抑制和迷乱从现象上表明:怕的时间性是非本真的时间性。

畏发源于决心所向的将来,而怕发源于唯恐失落的当前——为当前而怕,结果恰恰失落了当前。

将来是理解的首要条件,曾在是情绪的首要条件,与此相应,组建操心的第三结构环节即沉沦则首先在当前中有其生存论意义。

世界既非现成存在也非以上手方式存在,而是在时间性中到时。世界随着诸绽放样式的“出离自己”而在此。如果没有此在生存,也就没有世界在此。

第五章 时间性与历史性

历史是此在特有的在时间中的演历;其中又格外强调:在共处中过去了的却又流传下来继续起作用的演历。

常人却闪避死亡,不能先行从将来重演曾在之事,而一味拘泥于当前,从“今天”理解“过去”。于是,曾在的世界并不为当今时代提供新的能在,而成为世界历史余留下来的一些残渣碎屑,过去曾现实的事物变成了没有生机的遗物,传统变成了负担,而常人就背负传统的负担去寻求无根的摩登事物。

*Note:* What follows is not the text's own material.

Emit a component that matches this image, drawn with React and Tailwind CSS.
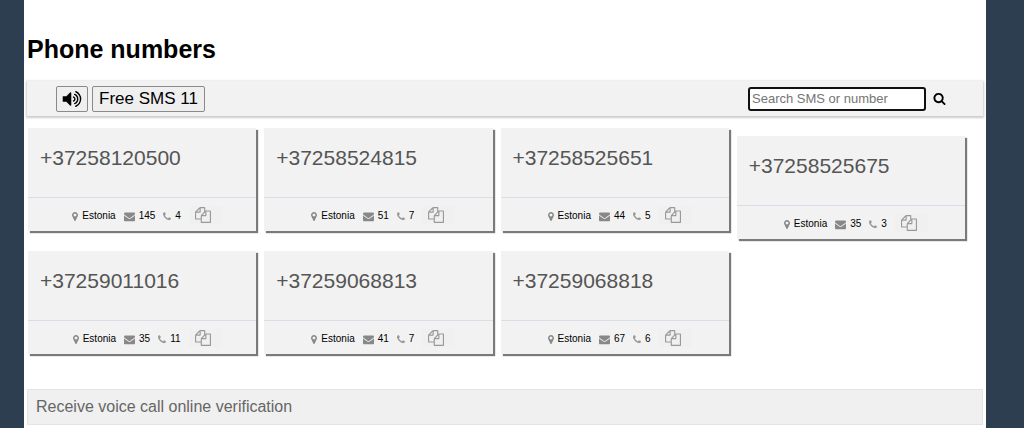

历史学的课题既不是仅只罗列演历一次之事也非寻找飘游于其上的普遍性,而是实际生存曾在的可能性。

第六章 时间性、流俗时间概念、“时间之内”

时间作为时机而含有意蕴,意蕴组建着世界之为世界,所以我们把公共化的时间称为世界时间。

流俗理解的时间显现为一系列一面逝去一面来临的现成的现在,时间被理解为前后相续的现在之流或时间长河。我们把这种围绕钟表来定义的时间称作现在时间。

传统的永恒概念的含义原本就是“持久的现在”,这一概念是从流俗的时间理解中汲取的,而流俗的时间理解的基础又在于它始终把一般存在理解为持存的现成性。

即使一个在时间中现成的人不再生存,时间的进程又何损分毫?时间继续行进。人们只识公共时间;这种时间既已敉平,便属于人人,又不属于任何人。死向来是我的死,只能作为本己的生存可能性得到理解。所以,常人不死。

时间的存在是现在,但每一个现在“现在”就已经不再存在或“现在”还不存在,就此而论,现在也就是不存在。因此,时间是变易,既是生又是灭,是存在与无的相互过渡。